JESUS PRAYED FOR PETER

Why Jesus chose as His Apostles men who would fail Him in His hour of trial is a question which only God can answer with certainty. What is clear to us in the Gospel story is that Jesus knew that the eleven Apostles would repent of their failure and be all the stronger for it. To make certain this turn of events He prays for Peter. He has already promised to make Peter the foundation stone of His Church. Now He prays that Peter, in spite of his failure in the crucial hour of Jesus, will retain his faith and so be able to strengthen the faith of the others. Because Jesus is the Son of God, the prayer will be heard. The faith of the Apostles will be steadfast because the faith of Peter will be firm.

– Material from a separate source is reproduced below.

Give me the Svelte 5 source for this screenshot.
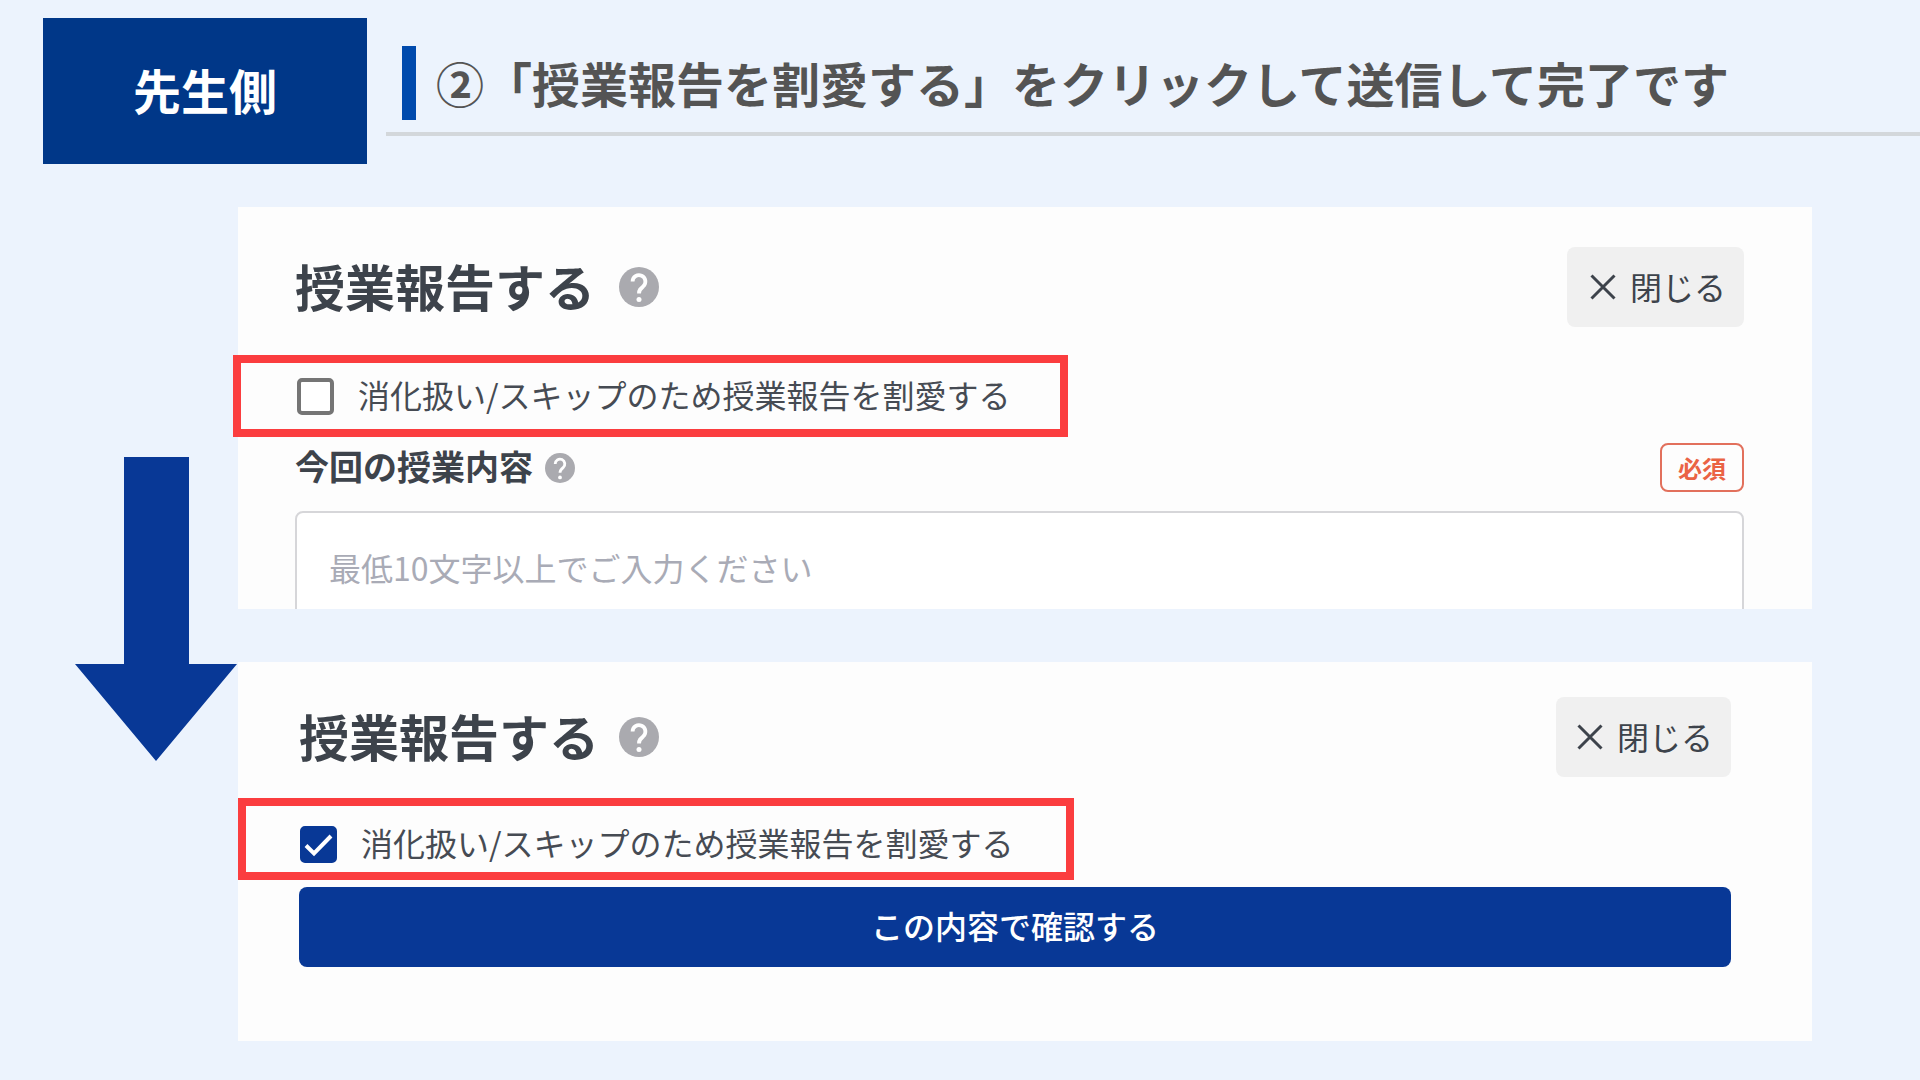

Peter, even in the face of the warning of Jesus, was obdurate in protesting his courageous loyalty. ‘Even if I should have to die with thee, I will not deny thee’ (Matthew 26:35). The other Apostles joined with him in the same resolution.

DIFFICULTIES AHEAD

Jesus had tried to warn them of their own weakness. They would not listen. He tried once again. He reminded them that when He first sent them out to preach the coming of the Kingdom of God they had lacked nothing, they had been well received in the countryside. But now everything would be changed. He Himself would be regarded as a criminal. He referred to Himself the prophecy of Isaias [Isaiah], ‘And he was reckoned among the wicked.’ His followers would also be so regarded. Catering for the moment to their fiery Galilean spirit He said to them, ‘Let him who has no sword sell his tunic and buy one’ (Luke 22:36).

Jesus was not counselling His Apostles to spread the Kingdom of God by the sword. But He was trying to impress upon them the difficulty they would face in retaining their loyalty to and their faith in Himself.

The Apostles, however, took up the reference to a sword literally and bravely replied, ‘Lord, behold, here are two swords’ (Luke 22:38). What were two swords against the Temple guards or against the Roman might? But Jesus, knowing that His kingdom would grow by grace and faith and not by the sword, replied indulgently, ‘It is enough’ (Luke 22:38).”